Now both my sons are on the west coast, so I rarely use my cell phone. It is almost five years old, which I am told is a good run. It's in my nature to use things as long as they still work.

For some time my daughter has been talking about getting a new cell phone. She has researched companies, their service areas as well as how they spend their profits. My daughter and I feel strongly that it matters that we pay attention to the causes that companies support. For that reason we each have our long distance service with CREDO, and we have been waiting for their service area to include our locations in Maine.

In December we learned that that time is now. I received an email for an excellent limited-time offer with CREDO mobile. As is my inclination I picked up the phone, called the 800 number, and talked to a pleasant young man named Jason, who was extremely helpful and able to sweeten the deal I was originally offered. I emailed my daughter and she did further research online. Long story short, after three days of emails and phone calls between my daughter and me, and phone conversations with Jason over that period of time, we signed up for a thirty-day trial period with CREDO mobile.

It has been twenty-seven days and the plan has been everything it was purported to be. My daughter likes the new Samsung smart phone and has found that coverage has been as good as it was with her old provider. Neither one of us had contracts to consider so we kept our old phones until we were certain that the new arrangement would work out.

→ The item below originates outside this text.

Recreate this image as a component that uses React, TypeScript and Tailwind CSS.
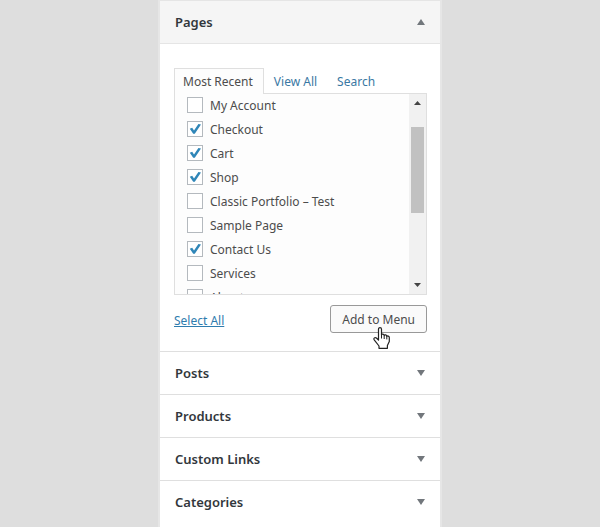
import { useState } from "react";

interface PageItem {
  name: string;
  checked: boolean;
}

const PAGES: PageItem[] = [
  { name: "My Account", checked: false },
  { name: "Checkout", checked: true },
  { name: "Cart", checked: true },
  { name: "Shop", checked: true },
  { name: "Classic Portfolio – Test", checked: false },
  { name: "Sample Page", checked: false },
  { name: "Contact Us", checked: true },
  { name: "Services", checked: false },
  { name: "About", checked: false },
];

const SECTIONS = ["Posts", "Products", "Custom Links", "Categories"];

function Triangle({ up = false, className = "w-2 h-1.5" }: { up?: boolean; className?: string }) {
  return (
    <svg viewBox="0 0 8 6" preserveAspectRatio="none" className={`block ${className}`} aria-hidden="true">
      <path d={up ? "M4 0L8 6H0z" : "M0 0H8L4 6z"} fill="currentColor" />
    </svg>
  );
}

function PageCheckbox({ name, checked, onToggle }: PageItem & { onToggle: () => void }) {
  return (
    <li>
      <label className="flex items-center gap-[7px] h-6 whitespace-nowrap">
        <span className="grid w-4 h-4 shrink-0">
          <input
            type="checkbox"
            checked={checked}
            onChange={onToggle}
            className="col-start-1 row-start-1 appearance-none w-4 h-4 bg-white border border-[#b4b9be]"
          />
          {checked && (
            <svg
              viewBox="0 0 16 16"
              className="col-start-1 row-start-1 w-4 h-4 pointer-events-none"
              aria-hidden="true"
            >
              <path d="M2.8 7.8L5.2 6.8L7 9.4L11.4 3L14 3.6L7.8 12.8H6.2z" fill="#2f86b8" />
            </svg>
          )}
        </span>
        <span className="pt-0.5">{name}</span>
      </label>
    </li>
  );
}

function ScrollBar() {
  return (
    <div className="flex flex-col items-center w-[17px] shrink-0 bg-[#f1f1f1] text-[#444]" aria-hidden="true">
      <Triangle up className="w-[7px] h-1 mt-[7px] mb-[22px]" />
      <div className="w-[13px] h-[86px] bg-[#c1c1c1]" />
      <Triangle className="w-[7px] h-1 mt-auto mb-[7px]" />
    </div>
  );
}

function HandCursor() {
  return (
    <svg
      viewBox="0 0 17 22"
      className="absolute left-[43px] top-[22px] w-[17px] h-[22px] pointer-events-none"
      aria-hidden="true"
    >
      <path
        d="M5.5 13V2.2C5.5 .1 8.5 .1 8.5 2.2V8C8.7 6.6 11.2 6.8 11.2 8.6C11.6 7.4 13.8 7.8 13.8 9.4C14.4 8.6 16.3 9 16.3 10.6V14.6L14.4 18.4V21.3H6V19L1.2 12.8C.2 11.2 2 9.9 3.4 11z"
        fill="#fff"
        stroke="#222"
        strokeWidth="1.2"
        strokeLinejoin="round"
      />
      <path d="M8.5 8V11.5M11.2 8.6V12M13.8 9.4V12.4" stroke="#222" strokeWidth="1" />
    </svg>
  );
}

export default function App() {
  const [pages, setPages] = useState(PAGES);

  const toggle = (name: string) =>
    setPages(pages.map((p) => (p.name === name ? { ...p, checked: !p.checked } : p)));

  const selectAll = () => setPages(pages.map((p) => ({ ...p, checked: true })));

  return (
    <div className="min-h-screen bg-[#dedede] font-['Noto_Sans',sans-serif] text-xs leading-5 text-[#4c4c4c]">
      <main className="w-full max-w-[284px] min-h-screen mx-auto bg-white border-x-2 border-[#e6e6e6]">
        <section className="border-t border-[#e5e5e5]">
          <h2 className="border-b border-[#e5e5e5] bg-[#f5f5f5]">
            <button
              type="button"
              aria-expanded="true"
              className="flex items-center justify-between w-full h-[42px] px-[15px] text-[13px] font-semibold text-[#32373c]"
            >
              Pages
              <Triangle up className="w-2 h-1.5 text-[#72777c]" />
            </button>
          </h2>

          <div className="pl-3.5 pr-[13px] pt-6 pb-[18px]">
            <div role="tablist" className="flex">
              <button
                type="button"
                role="tab"
                aria-selected="true"
                className="relative z-10 -mb-px h-[26px] pl-2 pr-2.5 pt-px border border-b-0 border-[#dfdfdf] bg-[#fdfdfd] whitespace-nowrap"
              >
                Most Recent
              </button>
              <button type="button" role="tab" aria-selected="false" className="px-2.5 pt-0.5 text-[#3a78a3] whitespace-nowrap">
                View All
              </button>
              <button type="button" role="tab" aria-selected="false" className="px-2.5 pt-0.5 text-[#3a78a3]">
                Search
              </button>
            </div>

            <div className="flex h-[202px] border border-[#dfdfdf] bg-[#fdfdfd] overflow-hidden">
              <ul className="flex-1 min-w-0 -mt-px pl-3">
                {pages.map((page) => (
                  <PageCheckbox key={page.name} {...page} onToggle={() => toggle(page.name)} />
                ))}
              </ul>
              <ScrollBar />
            </div>

            <div className="flex items-center justify-between mt-2.5">
              <a
                href="#select-all"
                onClick={(e) => {
                  e.preventDefault();
                  selectAll();
                }}
                className="pt-1 text-[#2f7cae] underline"
              >
                Select All
              </a>
              <div className="relative">
                <button
                  type="button"
                  className="block h-7 px-[11px] pt-0.5 bg-[#fafafa] border border-[#999] rounded-[3px] whitespace-nowrap"
                >
                  Add to Menu
                </button>
                <HandCursor />
              </div>
            </div>
          </div>
        </section>

        {SECTIONS.map((title) => (
          <h2 key={title} className="border-t border-[#dfdfdf]">
            <button
              type="button"
              aria-expanded="false"
              className="flex items-center justify-between w-full h-[42px] px-[15px] text-[13px] font-semibold text-[#32373c]"
            >
              {title}
              <Triangle className="w-2 h-1.5 text-[#72777c]" />
            </button>
          </h2>
        ))}
      </main>
    </div>
  );
}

I think that was confirmed today. My daughter and I had time to carefully review the first bill this week. Everything checked out, except that we were not credited for the activation fees as promised. Once my daughter added my name to her contract, one more of those details in doing business these days, I was able to talk to a customer representative about the itemized bill. No problem. As of noon today we had received the $70 credit.

I opted for another flip phone, which was all the more attractive because it was free. This weekend I need to dedicate some time to learning how it works and saving people's phone numbers. [All communication with CREDO is online or over the phone, so there is no convenient way to copy phone numbers from one phone to another.] That will call for a trip to Starbucks, which really isn't a chore for me, because we don't get cell service in our house.

While this transition isn't a big deal in the scheme of things, it is one more indicator of how life is changing. I am sure I will learn what I need to know and adapt to a different phone. I will share my new phone number with a few friends and family members...

to use as needed.

Friday, January 6, 2012

Epiphany

January 6.

In Christian history, this is the date that the Magi reached Bethlehem to visit the nativity. In my mind, it means that the story is just beginning....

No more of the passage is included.